A blog devoted to the actors and public policy issues involved in the 1998 District of Columbia Court of Appeals decision in Freedman v. D.C. Department of Human Rights, an employment discrimination case.
Friday, October 24, 2008
A Writing Boy
The writer is a solitary traveler through life. As a boy I loved to sit alone on the curb, staring into the gutter. I would watch the iridescent colors shifting on the oil and water and I figured out that the slop of the Seventeenth Street gutter was reflecting the sunlight overhead. A small boy, just sitting there, I had emotional feelings, very powerful, of gladness and mystery, and I wanted to say something, to tell someone, about that. But there was no one to whom I could speak. I knew my sister would laugh; I feared my father would scoff; and my mother, well, maybe my mother would simply walk away and continue her housework.

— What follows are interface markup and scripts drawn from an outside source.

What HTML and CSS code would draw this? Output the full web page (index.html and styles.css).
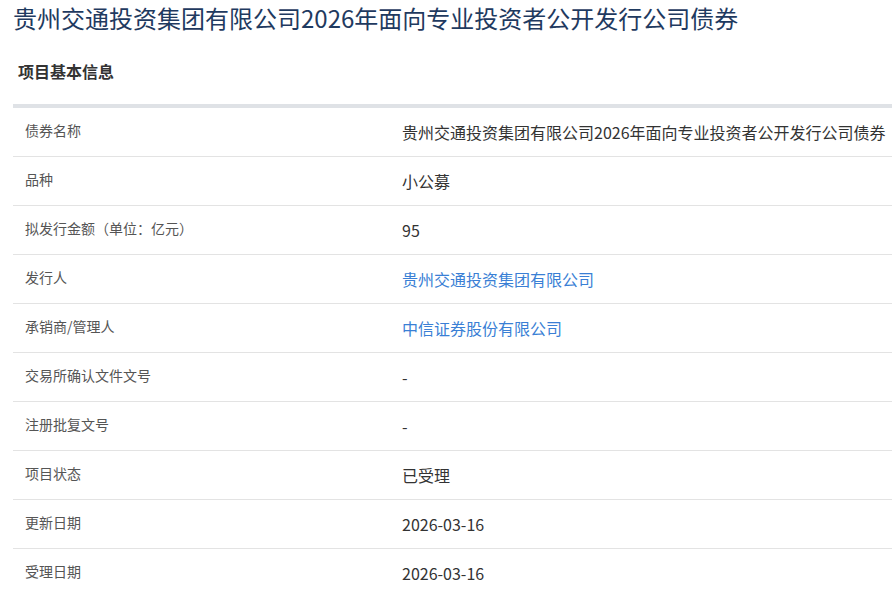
FILE: index.html
```html
<!DOCTYPE html>
<html lang="zh-CN">
<head>
<meta charset="utf-8">
<title>贵州交通投资集团有限公司2026年面向专业投资者公开发行公司债券</title>
<link rel="stylesheet" href="styles.css">
</head>
<body>
<div class="page">
  <h1 class="title">贵州交通投资集团有限公司2026年面向专业投资者公开发行公司债券</h1>
  <h2 class="section">项目基本信息</h2>
  <div class="info">
    <div class="row"><div class="label">债券名称</div><div class="value">贵州交通投资集团有限公司2026年面向专业投资者公开发行公司债券</div></div>
    <div class="row"><div class="label">品种</div><div class="value">小公募</div></div>
    <div class="row"><div class="label">拟发行金额（单位：亿元）</div><div class="value">95</div></div>
    <div class="row"><div class="label">发行人</div><div class="value"><a class="link" href="#">贵州交通投资集团有限公司</a></div></div>
    <div class="row"><div class="label">承销商/管理人</div><div class="value"><a class="link" href="#">中信证券股份有限公司</a></div></div>
    <div class="row"><div class="label">交易所确认文件文号</div><div class="value">-</div></div>
    <div class="row"><div class="label">注册批复文号</div><div class="value">-</div></div>
    <div class="row"><div class="label">项目状态</div><div class="value">已受理</div></div>
    <div class="row"><div class="label">更新日期</div><div class="value">2026-03-16</div></div>
    <div class="row"><div class="label">受理日期</div><div class="value">2026-03-16</div></div>
  </div>
</div>
</body>
</html>
```
FILE: styles.css
```css
html, body {
  margin: 0;
  padding: 0;
  background: #ffffff;
  overflow: hidden;
}
body {
  font-family: "Noto Sans CJK SC", "Noto Sans", sans-serif;
  color: #333333;
}
.page {
  padding-left: 13px;
}
.title {
  margin: 0;
  font-size: 24px;
  font-weight: normal;
  line-height: 36px;
  color: #1f3a60;
  white-space: nowrap;
}
.section {
  margin: 0;
  padding: 23px 0 21px 5px;
  font-size: 16px;
  line-height: 24px;
  font-weight: bold;
  color: #333333;
  border-bottom: 4px solid #dfe2e6;
}
.info {
  display: flex;
  flex-direction: column;
}
.row {
  display: grid;
  grid-template-columns: 377px 1fr;
  align-items: center;
  height: 48px;
  border-bottom: 1px solid #e3e3e3;
}
.label {
  padding-left: 12px;
  padding-bottom: 4px;
  font-size: 14px;
  color: #555555;
  white-space: nowrap;
}
.value {
  padding-left: 12px;
  padding-bottom: 1px;
  font-size: 16px;
  color: #333333;
  white-space: nowrap;
}
.link {
  color: #3a7fd5;
  text-decoration: none;
}
```
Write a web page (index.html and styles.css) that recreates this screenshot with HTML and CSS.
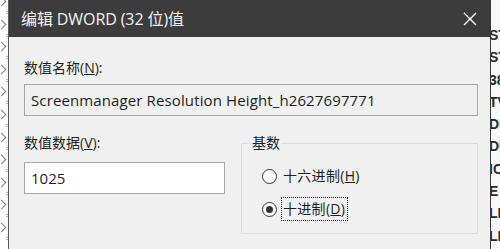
FILE: index.html
```html
<!DOCTYPE html>
<html lang="zh-CN">
<head>
<meta charset="utf-8">
<title>编辑 DWORD (32 位)值</title>
<link rel="stylesheet" href="styles.css">
</head>
<body>
<div class="screen">
  <div class="left-strip">
    <span class="chev"></span><span class="dash"></span>
    <span class="chev"></span><span class="dash"></span>
    <span class="chev"></span><span class="dash"></span>
    <span class="chev"></span><span class="dash"></span>
    <span class="chev"></span><span class="dash"></span>
    <span class="chev"></span><span class="dash"></span>
    <span class="chev"></span><span class="dash"></span>
    <span class="chev"></span><span class="dash"></span>
    <span class="chev"></span><span class="dash"></span>
    <span class="chev"></span><span class="dash"></span>
    <span class="chev"></span><span class="dash"></span>
  </div>
  <div class="dialog">
    <div class="titlebar">
      <span class="title">编辑 DWORD (32 位)值</span>
      <svg class="close" width="14" height="14" viewBox="0 0 14 14"><path d="M1 1 L13 13 M13 1 L1 13" stroke="#ffffff" stroke-width="1.4" fill="none"/></svg>
    </div>
    <div class="content">
      <div class="label first">数值名称(<u>N</u>):</div>
      <div class="textbox readonly">Screenmanager Resolution Height_h2627697771</div>
      <div class="row">
        <div class="col-data">
          <div class="label">数值数据(<u>V</u>):</div>
          <div class="textbox data">1025</div>
        </div>
        <fieldset class="group">
          <legend>基数</legend>
          <div class="radios">
            <div class="radio-row"><span class="radio"></span><span class="rlabel">十六进制(<u>H</u>)</span></div>
            <div class="radio-row"><span class="radio checked"></span><span class="rlabel focus">十进制(<u>D</u>)</span></div>
          </div>
        </fieldset>
      </div>
    </div>
  </div>
  <div class="right-strip">
    <span>ST</span><span>ST</span><span>38</span><span>TV</span><span>DF</span><span>DU</span><span>IC</span><span>E</span><span>LI</span><span>LI</span>
  </div>
</div>
</body>
</html>
```
FILE: styles.css
```css
html, body {
  margin: 0;
  padding: 0;
}
body {
  width: 500px;
  height: 249px;
  overflow: hidden;
  background: #ffffff;
  font-family: "Open Sans", "Noto Sans CJK SC", sans-serif;
}
.screen {
  display: flex;
  width: 500px;
  height: 249px;
  overflow: hidden;
}
.left-strip {
  width: 8px;
  flex: none;
  background: #ffffff;
  display: flex;
  flex-direction: column;
  align-items: flex-start;
  margin-top: -4px;
}
.chev {
  display: block;
  width: 6px;
  height: 6px;
  border-top: 1.6px solid #7e7e7e;
  border-right: 1.6px solid #7e7e7e;
  transform: rotate(45deg);
  margin: 2px 0 2px -2px;
}
.dash {
  display: block;
  width: 2px;
  height: 3px;
  margin: 4px 0 4.6px 6px;
  border-top: 1px solid #b4b4b4;
  border-bottom: 1px solid #b4b4b4;
  box-sizing: border-box;
}
.dialog {
  width: 481px;
  flex: none;
  border-left: 1px solid #5a5a5a;
  border-right: 1px solid #3a3a3a;
  display: flex;
  flex-direction: column;
  background: #f0f0f0;
}
.titlebar {
  height: 37px;
  background: #3c3c3c;
  display: flex;
  align-items: center;
  justify-content: space-between;
  padding: 0 13px 0 12px;
  flex: none;
}
.title {
  color: #f2f2f2;
  font-size: 16px;
  font-family: "Open Sans", "Noto Sans CJK SC", sans-serif;
  letter-spacing: -0.1px;
  margin-top: -1px;
}
.close {
  display: block;
}
.content {
  padding: 21px 12px 0 15px;
  display: flex;
  flex-direction: column;
}
.label {
  font-size: 14px;
  line-height: 20px;
  height: 20px;
  color: #1e1e1e;
}
.textbox {
  box-sizing: border-box;
  height: 32px;
  border: 1px solid #a8a8a8;
  padding: 0 6px;
  font-size: 15px;
  line-height: 30px;
  color: #1e1e1e;
  white-space: nowrap;
  overflow: hidden;
}
.readonly {
  background: #f0f0f0;
  margin-top: 6px;
  letter-spacing: 0.12px;
}
.row {
  display: flex;
  margin-top: 17px;
  gap: 16px;
}
.col-data {
  width: 201px;
  display: flex;
  flex-direction: column;
}
.data {
  background: #ffffff;
  margin-top: 9px;
}
.group {
  margin: 0;
  padding: 0 0 12px 9px;
  width: 237px;
  box-sizing: border-box;
  border: 1px solid #dcdcdc;
  min-width: 0;
}
.group legend {
  padding: 0 1px;
  font-size: 14px;
  line-height: 20px;
  color: #1e1e1e;
}
.radios {
  display: flex;
  flex-direction: column;
  gap: 9px;
  margin-top: 11px;
  padding-left: 11px;
}
.radio-row {
  display: flex;
  align-items: center;
  height: 24px;
}
.radio {
  box-sizing: border-box;
  width: 15px;
  height: 15px;
  border: 1px solid #333333;
  border-radius: 50%;
  background: #ffffff;
  display: flex;
  align-items: center;
  justify-content: center;
  flex: none;
}
.radio.checked::after {
  content: "";
  width: 7px;
  height: 7px;
  border-radius: 50%;
  background: #333333;
}
.rlabel {
  font-size: 14px;
  line-height: 22px;
  color: #1e1e1e;
  margin-left: 4px;
  padding: 0 2px 0 1px;
  border: 1px solid transparent;
  letter-spacing: 0.3px;
}
.rlabel.focus {
  border: 1px dotted #222222;
}
.right-strip {
  flex: 1;
  background: #f8f8f8;
  display: flex;
  flex-direction: column;
  overflow: hidden;
  padding-top: 26px;
}
.right-strip span {
  display: block;
  height: 22.4px;
  line-height: 18px;
  font-size: 14px;
  font-weight: bold;
  color: #2a2a2a;
  font-family: "Liberation Sans", sans-serif;
  margin-left: -2px;
  white-space: nowrap;
}
```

Or, if I felt that odd constriction in my chest and told her, she would tell me that children do not feel odd constrictions in their chest. To the present day, when I write about what I call the light within, the sense I've always had of the mystery of joy in life, I get the same tightness in my chest and with it, the old sense of trepidation. I am sometimes afraid to go on. I always knew I had the talent. I wanted to write but I was afraid of that talent. I knew I would cut myself off from my parents and my sister; and yet, how could I hide it? Lose the joy? I was always afraid that if I allowed the fire to burn, I would die. If I allowed the fire to go out, I would die. So the talent was dangerous. If I used it, I would kill myself. To confront it head-on would be too much to bear; but how could I throw it away?